Los países ricos tienen igualmente que demostrar liderazgo en otros ámbitos. Ningún acuerdo multilateral tendrá éxito si no se amplía con el tiempo para comprender todos los principales países responsables de emisiones, entre ellos India, China e Indonesia. Sin embargo, no se puede esperar que los países en desarrollo, con sus recursos limitados, comprometan sus legítimos objetivos de desarrollo humano a fin de resolver una crisis que no provocaron. Por ello, la reunión en Bali pudo haber sido una buena oportunidad para demostrar una cooperación internacional y responsabilidades compartidas en la financiación de la transferencia de tecnologías con emisiones bajas y programas para luchar contra la deforestación.

Finalmente, los países ricos no pueden invertir miles de millones de dólares en la fortificación de sus sistemas de defensa contra el clima mientras abandonan a los pobres del mundo a defenderse con sus propios medios. En términos diplomáticos, es vergonzoso que hasta la fecha se hayan movilizado solamente 26 millones de dólares para la adaptación al cambio climático en los países pobres, cifra que representa unos pocos días de gastos en protección contra las inundaciones en el mundo rico.

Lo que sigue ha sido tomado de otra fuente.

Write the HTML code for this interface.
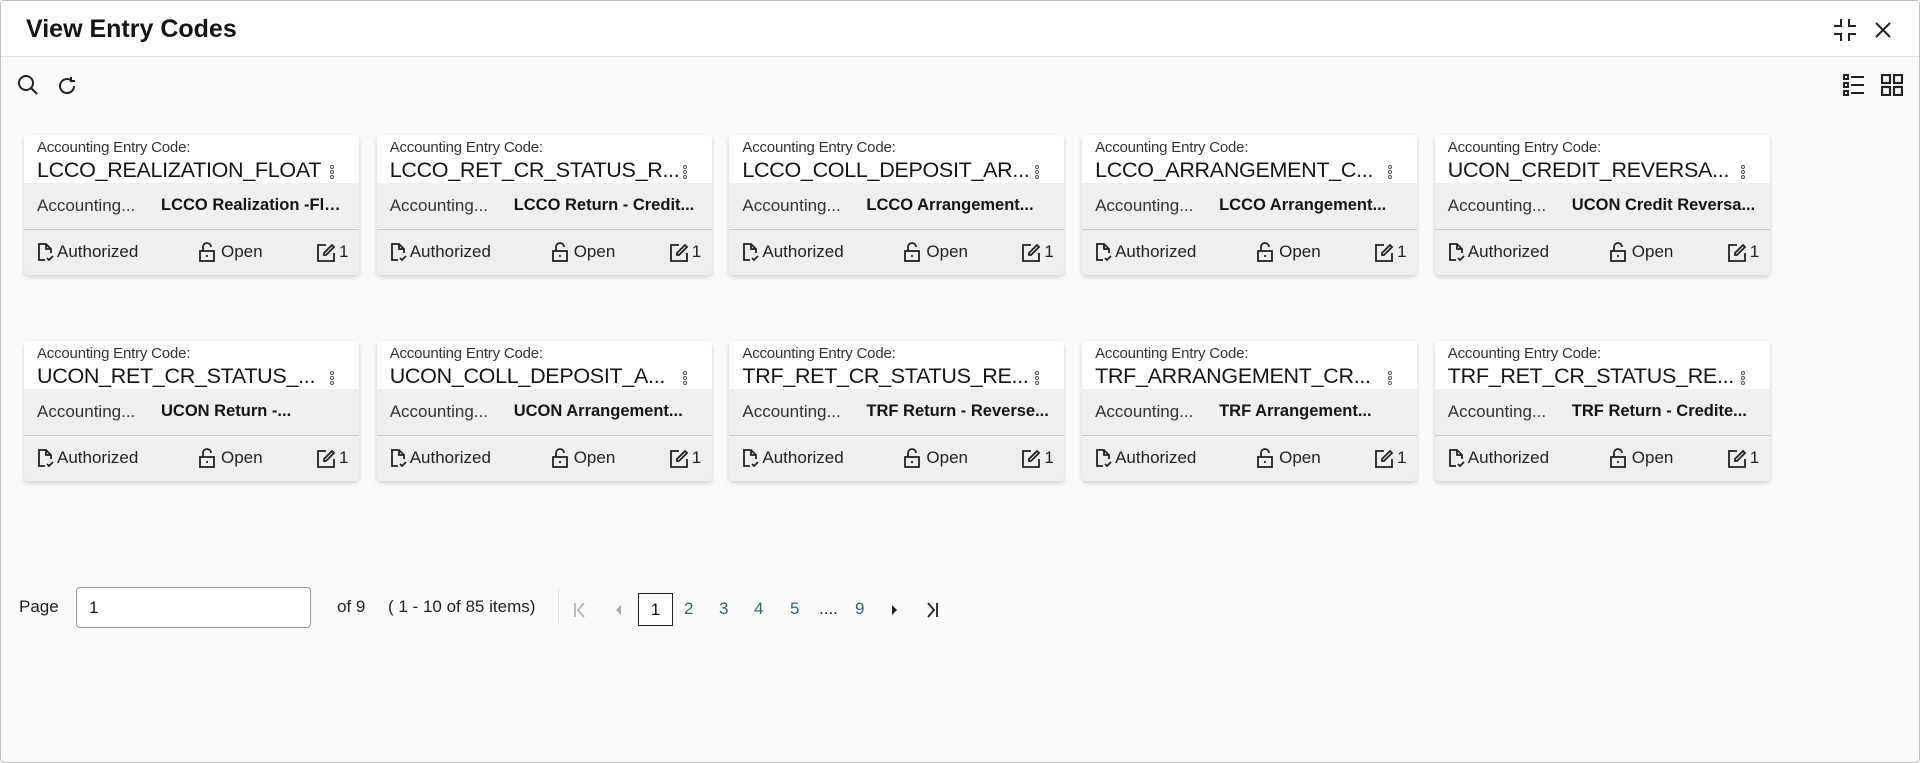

Aun con las medidas más estrictas de mitigación del cambio climático, tenemos que reconocer el hecho de que el calentamiento global perdurará en el futuro previsible. La justicia exige que los países ricos financien la limitación de los daños y así cumplan con sus compromisos existentes de invertir el 0,7% del PIB en ayuda internacional. Sin embargo, también quiere decir pagar los 86.000 millones de dólares aproximados en costos adicionales relacionados con la protección de personas vulnerables en los países en desarrollo a través de medidas ambientales y programas de protección social.

Reconocemos la enorme complejidad de las cuestiones que se han de abordar al negociar un acuerdo de cambio climático. No obstante, en el último análisis, la solución queda en nuestras manos; y seguir adelante como hasta ahora supone demasiada destrucción para contemplarlo.

Bali ha representado una oportunidad para fijar un nuevo camino. Aunque esta generación de líderes políticos no puede solucionar la crisis del cambio climático, recae sobre ellos mantener abierta la posibilidad de una lograda respuesta política a largo plazo. Si no actuamos, las generaciones venideras lo considerarán una elección política que merece la descripción de un acto de barbarie que refleja una despreocupación y un desdén por los derechos humanos.

Kevin Warkins, director del Programa de las Naciones Unidas para el Desarrollo.